I had this happen with Rogers! Another loved and treasured bigcorp in Canada! Called to tell them I was moving in 2 months and to cancel my service and the agent says, oh well if you want to still have internet in the mean time, you'll have to call back in two months when you move. Ok. Great. I do that. Agent number 2: Well you didn't cancel with X many days of notice so there's a cancellation fee now on your acoount. Pay up!

I suppose agent 1 was jerking my chain so he wouldn't take the hit on his retention metrics so I don't blame him 100%. I blame Rogers bullshit system of incentives for their employees and their bullshit contracts they force on consumers who have little to no choice in the market here.


I bet if we removed the requirement to get a lawyer and file a lawsuit that those behaviors would vanish real quick, if all you had to do as the wronged consumer was report to an authority that Company X is doing business dishonestly.


You are probably not wrong, however take note that this is exactly the line of thinking that led to the DMCA. Beware the law of unintended consequences.

To misquote you.

"I bet if we removed the requirement to get a lawyer and file a lawsuit that those behaviors would vanish real quick, if all you had to do as the wronged copyright holder was report to an authority(the hosting service) that Company X is infringing on your copyright."

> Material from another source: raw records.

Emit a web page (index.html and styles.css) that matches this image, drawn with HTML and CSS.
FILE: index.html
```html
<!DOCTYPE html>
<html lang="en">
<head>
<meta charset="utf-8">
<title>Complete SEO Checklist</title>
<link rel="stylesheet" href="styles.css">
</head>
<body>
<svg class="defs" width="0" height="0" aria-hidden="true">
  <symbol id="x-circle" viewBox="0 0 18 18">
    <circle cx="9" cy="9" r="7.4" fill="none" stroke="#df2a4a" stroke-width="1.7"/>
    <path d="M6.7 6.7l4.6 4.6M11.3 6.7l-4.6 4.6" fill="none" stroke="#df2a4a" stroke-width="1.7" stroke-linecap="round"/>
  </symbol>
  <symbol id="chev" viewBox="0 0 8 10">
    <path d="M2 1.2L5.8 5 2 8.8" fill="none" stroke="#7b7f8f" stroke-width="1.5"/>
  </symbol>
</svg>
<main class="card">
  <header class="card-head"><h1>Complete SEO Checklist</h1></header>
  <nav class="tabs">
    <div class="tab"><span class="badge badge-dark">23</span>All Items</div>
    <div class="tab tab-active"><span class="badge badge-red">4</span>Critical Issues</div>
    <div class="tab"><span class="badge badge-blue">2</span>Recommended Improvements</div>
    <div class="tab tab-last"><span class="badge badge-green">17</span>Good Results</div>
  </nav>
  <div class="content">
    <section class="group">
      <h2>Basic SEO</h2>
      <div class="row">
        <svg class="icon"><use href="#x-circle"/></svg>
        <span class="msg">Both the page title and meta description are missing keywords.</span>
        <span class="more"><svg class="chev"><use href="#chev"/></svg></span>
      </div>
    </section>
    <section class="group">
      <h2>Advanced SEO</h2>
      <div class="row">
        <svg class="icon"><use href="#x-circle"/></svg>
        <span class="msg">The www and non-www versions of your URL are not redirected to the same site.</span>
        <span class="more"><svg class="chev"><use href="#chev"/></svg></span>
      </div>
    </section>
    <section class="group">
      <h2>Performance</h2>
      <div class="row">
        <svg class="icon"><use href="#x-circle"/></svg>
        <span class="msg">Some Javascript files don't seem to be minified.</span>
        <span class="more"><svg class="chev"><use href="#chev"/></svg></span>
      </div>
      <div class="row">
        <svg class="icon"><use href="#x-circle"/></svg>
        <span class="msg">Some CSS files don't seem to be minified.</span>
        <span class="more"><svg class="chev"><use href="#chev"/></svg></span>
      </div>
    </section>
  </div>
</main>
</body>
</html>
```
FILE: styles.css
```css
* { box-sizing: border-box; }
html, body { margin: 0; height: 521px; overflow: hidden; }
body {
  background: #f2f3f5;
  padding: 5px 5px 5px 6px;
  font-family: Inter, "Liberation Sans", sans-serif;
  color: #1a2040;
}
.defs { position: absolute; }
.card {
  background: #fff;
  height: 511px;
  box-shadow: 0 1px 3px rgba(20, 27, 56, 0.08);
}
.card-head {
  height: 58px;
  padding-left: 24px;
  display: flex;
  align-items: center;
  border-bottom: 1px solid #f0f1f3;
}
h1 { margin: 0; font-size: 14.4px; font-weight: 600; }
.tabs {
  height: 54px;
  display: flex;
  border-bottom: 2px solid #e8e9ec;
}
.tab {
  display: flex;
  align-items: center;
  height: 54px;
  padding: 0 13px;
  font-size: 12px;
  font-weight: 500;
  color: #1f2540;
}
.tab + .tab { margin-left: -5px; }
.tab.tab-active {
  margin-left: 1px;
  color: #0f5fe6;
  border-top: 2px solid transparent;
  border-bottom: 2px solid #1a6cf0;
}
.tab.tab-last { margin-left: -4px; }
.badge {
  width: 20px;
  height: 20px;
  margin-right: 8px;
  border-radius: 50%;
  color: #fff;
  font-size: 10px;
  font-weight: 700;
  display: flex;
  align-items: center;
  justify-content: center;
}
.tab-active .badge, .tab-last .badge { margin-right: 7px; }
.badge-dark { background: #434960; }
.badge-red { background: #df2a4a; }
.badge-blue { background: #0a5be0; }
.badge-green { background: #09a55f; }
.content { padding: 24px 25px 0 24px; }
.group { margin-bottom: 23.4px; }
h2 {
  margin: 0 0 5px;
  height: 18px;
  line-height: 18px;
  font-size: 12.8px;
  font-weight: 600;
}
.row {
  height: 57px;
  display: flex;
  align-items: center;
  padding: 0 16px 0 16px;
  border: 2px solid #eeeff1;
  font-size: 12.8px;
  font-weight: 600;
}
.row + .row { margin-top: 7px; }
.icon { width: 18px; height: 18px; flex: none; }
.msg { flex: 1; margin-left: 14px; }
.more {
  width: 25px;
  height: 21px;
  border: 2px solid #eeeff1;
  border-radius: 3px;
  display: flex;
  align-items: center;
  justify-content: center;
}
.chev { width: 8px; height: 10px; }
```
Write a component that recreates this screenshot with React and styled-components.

It also led to things like easy small claims court, consumer protection agencies and DPOs which protect consumers against corporations here in Europe without them having to shell out thousands of euros for lawyers and court cases.


Do all the upsides outweigh all the downsides, such as DMCA?


Point to you there, but also I would never in a thousand years trust a company, especially a publicly traded one, with that kind of power.


> I bet if we removed the requirement to get a lawyer and file a lawsuit that those behaviors would vanish real quick, if all you had to do as the wronged consumer was report to an authority that Company X is doing business dishonestly.

They can still appeal the decisions of the authority in the courts of law. They will just get the authority disbanded altogether. Previously, on hn `Amazon argues that national labor board is unconstitutional (apnews.com)` https://news.ycombinator.com/item?id=39411829


In Germany, we have the Verbraucherschutz as a low-level institution to handle such claims. They can and do consolidate such reports and can file lawsuits if there is evidence of systemic misbehavior.


You can file in small claims without a lawyer.


I think I could price for a few tens of thousands of dollars a service that creates a bunch of such wronged consumers. There are a bunch of homeless people in San Francisco we will represent. To make it easy for someone on the streets to be able to complain, we actually operate as a non-profit that advocates on their behalf for having wronged the company. You could use my service to attack another company on demand, but I advise that you do it at critical moments. Ideally, two weeks before a big launch or so should do it so that we have enough time to stagger out sufficient number of complaints.


This isn't a new business idea. There are law firms that specialize in consumer class action suits, and part of their skillset is finding lots of wronged consumers to represent.

Signing up homeless people by the hundred isn't exactly the gold standard of what these firms do, but it's not a million miles removed.


Fortunately, in this case, the consumer had enough proof of what happened and the court rightly told Air Canada to get fucked with that argument.


I can sort of see it. On the one hand, it's reasonable to hold them accountable when an employee gives you the wrong discount. But if an employee, on their last day at work, decides to offer the next person calling all of the seats on a single flight for just $10, I think we'd all agree that it would be unreasonable to expect the airline to honor that offer.

It's the degree of misinformation that's relevant.


> But if an employee, on their last day at work, decides to offer the next person calling all of the seats on a single flight for just $10, I think we'd all agree that it would be unreasonable to expect the airline to honor that offer.

The airline is free to go after the lying employee for compensation if they find out too late. It is never acceptable for the airline to cheat their customers.